De façon très générale, l’existence d’un tel clivage au sein même de la mémoire à long terme semble plaider en faveur de la grille de lecture binaire habitude/décision que suggèrent les auteurs comportementalistes. Plus spécifiquement, les efforts consacrés à l’analyse de la mémoire procédurale renseignent certainement sur la classe des réponses habituelles. Au-delà du caractère tacite que revêt son contenu, le psychologue reconnaît à la mémoire procédurale deux autres traits par où elle se distingue de son alter ego déclarative. Celle-là se révèle, relativement à celle-ci, nettement moins vulnérable aux affres de l’oubli, d’une part, et bien davantage sensible au contexte de sa genèse, d’autre part. De fait, les habitudes sont si profondément ancrées qu’il est souvent extrêmement difficile de s’en défaire : le risque n’est pas d’oublier une habitude, mais bien de ne pas parvenir à l’oublier. De même le bon déploiement et déroulement des habitudes peut-il être perturbé par l’irruption de quelques changements apparemment insignifiants. Ainsi en va-t-il lorsque la perception, la reconnaissance, des stimuli responsables de l’’amorçage’ de chacun des nombreux comportements que met en branle une réponse habituelle se voit obstruée, brouillée par la présence, saillante, de stimuli... inhabituels !

Afin de mieux asseoir la réalité du lien qui semble unir habitudes et, en fait, routines, d’une part, et mémoire procédurale, d’autre part, Cohen et Bacdayan [1994] ont suggéré une expérience fort bien conçue. Pour les besoins de leur démonstration, les auteurs se sont attachés, dans un premier temps, à faire émerger, dans le contexte expérimental, des pratiques distinctement assimilables à des routines. La tâche retenue consiste en un jeu d’équipe dans le cadre duquel deux partenaires se doivent, à tour de rôle, de déplacer des cartes (de procéder, en l’occurrence, à un échange entre une carte placée dans son propre jeu et une carte parmi d’autres disposées sur un plateau) en vue d’aboutir à un résultat précis (en l’occurrence, d’amener une carte prédéterminée dans une zone cible), tout en respectant certaines règles de manipulation préalablement définies par l’expérimentateur. La rétribution des tandems est fonction du nombre de mains que les partenaires parviennent à traiter dans le laps de temps imparti.

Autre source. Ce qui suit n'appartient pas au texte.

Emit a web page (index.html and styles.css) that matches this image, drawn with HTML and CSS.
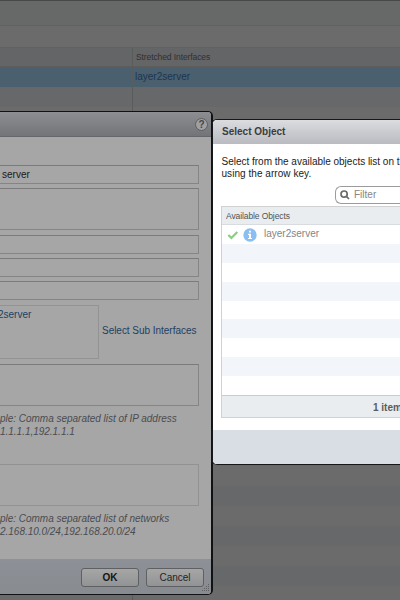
FILE: index.html
```
<!DOCTYPE html>
<html lang="en">
<head>
<meta charset="utf-8">
<title>Select Object</title>
<link rel="stylesheet" href="styles.css">
</head>
<body>
<main class="page">
  <div class="toolbar"></div>
  <div class="subbar"></div>
  <div class="grid-head"><span class="cell-left"></span><span class="cell-right head-text">Stretched Interfaces</span></div>
  <div class="grid-row selected"><span class="cell-left"></span><span class="cell-right link">layer2server</span></div>
  <div class="grid-stripes"><span class="cell-left"></span></div>
</main>

<section class="dialog edit">
  <header class="edit-title"><span class="help">?</span></header>
  <div class="edit-body">
    <div class="field first">server</div>
    <div class="field area"></div>
    <div class="field"></div>
    <div class="field"></div>
    <div class="field"></div>
    <div class="sub-row">
      <div class="sub-box">2server</div>
      <span class="sub-link">Select Sub Interfaces</span>
    </div>
    <div class="field area"></div>
    <p class="hint"><span>ple: Comma separated list of IP address</span><br><span>1.1.1.1,192.1.1.1</span></p>
    <div class="field area faint"></div>
    <p class="hint"><span>ple: Comma separated list of networks</span><br><span>2.168.10.0/24,192.168.20.0/24</span></p>
  </div>
  <footer class="edit-foot">
    <button class="btn ok">OK</button>
    <button class="btn">Cancel</button>
    <svg class="grip" width="9" height="9" viewBox="0 0 9 9"><path d="M7 0h1v1h-1zM5 2h1v1h-1zM7 2h1v1h-1zM3 4h1v1h-1zM5 4h1v1h-1zM7 4h1v1h-1zM1 6h1v1h-1zM3 6h1v1h-1zM5 6h1v1h-1zM7 6h1v1h-1z"/></svg>
  </footer>
</section>

<section class="dialog select">
  <header class="select-title"><span>Select Object</span></header>
  <div class="select-body">
    <p class="intro"><span class="lead">Select from the available objects list on the</span><br><span>using the arrow key.</span></p>
    <div class="filter">
      <svg width="10" height="10" viewBox="0 0 10 10"><circle cx="4.1" cy="4.1" r="3.1"/><path d="M6.4 6.4L9 9"/></svg>
      <span>Filter</span>
    </div>
    <div class="list">
      <div class="list-head"><span>Available Objects</span></div>
      <div class="list-rows">
        <div class="item">
          <svg class="check" width="12" height="10" viewBox="0 0 12 10"><path d="M1.3 5L4.4 7.9L10.3 1.9"/></svg>
          <svg class="info" width="14" height="14" viewBox="0 0 14 14"><circle cx="7" cy="7" r="6.7"/><path d="M6 2.8h2v1.8H6zM5 5.7h3v4.2h1v1.2H5V9.9h1V6.9H5z"/></svg>
          <span>layer2server</span>
        </div>
        <div></div><div></div><div></div><div></div><div></div><div></div><div></div><div></div>
      </div>
      <div class="list-foot"><span>1 item</span></div>
    </div>
  </div>
  <footer class="select-foot"></footer>
</section>
</body>
</html>
```
FILE: styles.css
```
* { box-sizing: border-box; }
body {
  margin: 0;
  width: 400px;
  height: 600px;
  position: relative;
  overflow: hidden;
  background: #6b6b6b;
  font: 10px/12px "Liberation Sans", Arial, sans-serif;
}
span { white-space: nowrap; }
p { margin: 0; }

.page { display: flex; flex-direction: column; height: 600px; }
.toolbar { height: 26px; background: #666967; border-top: 1px solid #484848; border-bottom: 1px solid #606260; }
.subbar { height: 21px; background: #6b6b6b; }
.grid-head, .grid-row { display: flex; height: 20px; align-items: center; }
.grid-head { background: #646566; border-top: 1px solid #606162; border-bottom: 1px solid #5e5d5c; }
.cell-left { width: 133px; height: 100%; border-right: 1px solid #5a5b5c; flex: none; }
.head-text { padding-left: 3px; font-size: 8.5px; color: #303034; letter-spacing: -0.1px; }
.selected { background: #4b606e; }
.link { padding: 0 0 1px 2px; color: #1c3553; }
.grid-stripes {
  flex: 1;
  display: flex;
  background: repeating-linear-gradient(#66686a 0 20px, #6b6b6b 20px 39.9px);
}

.dialog { position: absolute; display: flex; flex-direction: column; overflow: hidden; }
.dialog > header, .dialog > footer { flex: none; }

.edit {
  left: 0; top: 111px; width: 213px; height: 484px;
  border: 1px solid #111214;
  border-left: 0;
  border-right-width: 2px;
  border-radius: 0 5px 5px 0;
  background: #a6a6a6;
}
.edit-title {
  height: 25px;
  display: flex; align-items: center; justify-content: flex-end;
  padding-right: 3px;
  background: linear-gradient(#8d8e92, #737478);
  border-bottom: 1px solid #66676a;
}
.help {
  width: 13px; height: 13px; border-radius: 50%;
  border: 1px solid #5d5e60;
  background: #a0a0a0;
  color: #454547;
  font-weight: bold; font-size: 10px; line-height: 11px; text-align: center;
}
.edit-body { flex: 1; min-height: 0; padding: 28px 12px 0 0; }
.field {
  height: 19px; margin-bottom: 4.3px;
  border: 1px solid #858585; border-top-color: #7b7b7b; border-left: 0;
}
.first { padding-left: 2px; line-height: 18px; color: #19191b; }
.area { height: 42px; }
.faint { border-color: #929292; }
.sub-row { display: flex; align-items: center; height: 54px; margin: 5px 0; }
.sub-box { width: 99px; height: 54px; border: 1px solid #939393; border-left: 0; padding-top: 3px; text-indent: -2px; }
.sub-box, .sub-link { color: #223f62; }
.sub-link { margin: 0 0 2px 3px; letter-spacing: -0.03px; }
.hint { margin: 6px 0 27px; height: 25px; line-height: 13px; font-style: italic; color: #4b4c50; letter-spacing: -0.02px; }
.hint:last-child { margin-bottom: 0; }
.edit-foot {
  height: 35px; position: relative;
  display: flex; gap: 7px; justify-content: flex-end; align-items: center;
  padding: 2px 7px 0 0;
  background: linear-gradient(#8d9197, #888b90);
}
.btn {
  width: 58px; height: 19px; padding: 0;
  border: 1px solid #5e6062; border-radius: 3px;
  background: linear-gradient(#a6a6a6, #929395);
  color: #242426; font: 10px/15px "Liberation Sans", Arial, sans-serif;
}
.ok { font-weight: bold; color: #151517; }
.grip { position: absolute; right: 1px; bottom: 1px; fill: #5d5f62; }

.select {
  left: 212px; top: 119px; width: 188px; height: 346px;
  border: 1px solid #17181a;
  border-right: 0;
  border-radius: 5px 0 0 5px;
  background: #fff;
}
.select-title {
  height: 24px; padding: 0 9px;
  display: flex; align-items: center;
  background: linear-gradient(#dbdce0, #b9bbc0);
  font-weight: bold; color: #3b3c3e;
}
.select-body { flex: 1; padding: 12px 0 0 8px; }
.intro { height: 24px; padding-left: 0.5px; color: #222; letter-spacing: 0.05px; }
.lead { letter-spacing: -0.01px; }
.filter {
  width: 65px; height: 18px; margin: 6px 0 2px 114px;
  display: flex; align-items: center; gap: 4px; padding-left: 4px;
  border: 1px solid #999b9d; border-right: 0; border-radius: 6px 0 0 6px;
  color: #858585;
}
.filter svg { fill: none; stroke: #6b6b6b; stroke-width: 1.7; }
.list { height: 212px; display: flex; flex-direction: column; border: 1px solid #cfd1d3; border-right: 0; }
.list-head { height: 18px; padding: 0 0 0 4px; line-height: 18px; font-size: 8.5px; letter-spacing: -0.1px; background: #e9edf0; color: #505356; border-bottom: 1px solid #d9dcde; }
.list-rows { flex: 1; display: grid; grid-template-rows: repeat(9, 1fr); }
.list-rows > div:nth-child(even) { background: #f2f6fb; }
.item { display: flex; align-items: center; color: #858585; padding-left: 5px; }
.item span { margin: 0 0 1px 7px; }
.check { fill: none; stroke: #88cf82; stroke-width: 2.2; margin-top: 2px; }
.info { margin: 2px 0 0 4px; }
.info circle { fill: #8bbff1; }
.info path { fill: #fff; }
.list-foot { height: 22px; border-top: 1px solid #c9cbcd; background: #e9edf0; padding-left: 151px; line-height: 23px; font-weight: bold; color: #5b5b5b; overflow: hidden; }
.select-foot { height: 34px; background: #d9dee5; }
```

Cohen et Bacdayan n’ont pas de mal à établir que se révèle, au sein des multiples séquences de jeu répertoriées, chacune des quatre caractéristiques communément associées, dans la foulée des éclairages comportementalistes, aux routines organisationnelles. Ainsi les joueurs mettent-ils en oeuvre, après une phase d’apprentissage, des stratégies qui s’avèrent : 1) efficaces -le nombre moyen de déplacements effectués avant obtention du résultat recherché se réduit considérablement, pour se stabiliser à un niveau acceptable-, 2) rapides -le temps moyen pris par chaque joueur afin de sélectionner un déplacement particulier diminue fortement-, 3) récurrentes -certaines séquences de jeu se voient régulièrement reproduites par les partenaires-, 4) ponctuellement sous-optimales -les séquences déployées de façon récurrente empêchent, çà et là, les partenaires de conclure en un nombre minimal d’étapes.

Ayant établi la nature routinière des stratégies déployées, Cohen et Bacdayan s’attachent, dans un second temps, à montrer que celles-ci sont stockées dans le compartiment procédural de la mémoire à long terme des participants. Pour ce faire, et conformément aux remarques rapportées ci-dessus, les auteurs se proposent d’examiner la résistance au temps, d’une part, et au changement, d’autre part, des stratégies développées par les multiples duos constitués. En espaçant les séances par des délais de temps très variables, les expérimentateurs constatent d’abord que les compétences développées par les tandems se révèlent, au vu des niveaux de performance répertoriés, largement insensibles à l’écoulement du temps. Ainsi les partenaires renouent-ils, de façon quasi immédiate, avec les niveaux moyens de performance préalablement atteints. A contrario, l’introduction de modifications apparemment peu décisives dans les règles du jeu donne lieu à une dégradation notable des performances enregistrées. Ces résultats, obtenus par Cohen et Bacdayan [1994], contribuent donc à asseoir, semble-t-il, cette idée qu’il existerait une mémoire spécifique responsable de la préservation des savoirs-faire, des compétences, des routines, ou, plus généralement, des répertoires de réponses habituelles.

Notes
483.

Deux points méritent ici d’être rappelés. Signalons d’abord, et bien que la pratique soit discutable, qu’il est commun d’assimiler purement et simplement ’habitudes’ et ’compétences’ (cf. Nelson & Winter [1982, p. 74]. Remarquons ensuite que les routines sont, pour Nelson et Winter, des compétences exercées dans un contexte organisationnel.

484.

Cf. Richard et al. [1990, Ch 1 & 2], Squire et al. [1993], Weil-Barais [1993, Ch XVII & XXI].